In this chapter, Thomas Burri, an international lawyer, examines how general ethical norms on AI diffuse into domestic law directly, without engaging international law. The chapter discusses various ethical AI frameworks and shows how they influenced the European Union Commission’s proposal for an AI Act. It reveals the origins of the EU proposal and explains the substance of the future EU AI regulation. The chapter concludes that, overall, international law has played a marginal role in this process; it was largely sidelined.

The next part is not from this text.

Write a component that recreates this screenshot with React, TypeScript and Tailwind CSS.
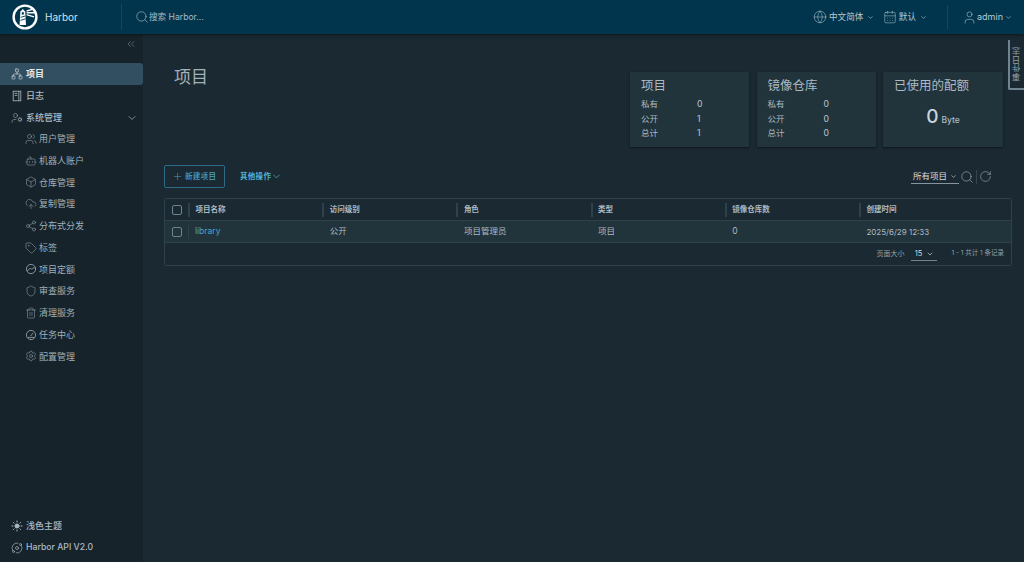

In this chapter, the philosopher Mathias Risse reflects on the medium and long-term prospects and challenges democracy faces from AI. Comparing the political nature of AI systems with traffic infrastructure, the author points out AI’s potential to greatly strengthen democracy, but only with the right efforts. The chapter starts with a critical examination of the relation between democracy and technology with a historical perspective before outlining the techno skepticism prevalent in several grand narratives of AI. Finally, the author explores the possibilities and challenges that AI may lead to in the present digital age. He argues that technology critically bears on what forms of human life get realised or imagined, as it changes the materiality of democracy (by altering how collective decision making unfolds) and what its human participants are like. In conclusion, Mathias Risse argues that both technologists and citizens need to engage with ethics and political thoughts generally to have the spirit and dedication to build and maintain a democracy-enhancing AI infrastructure.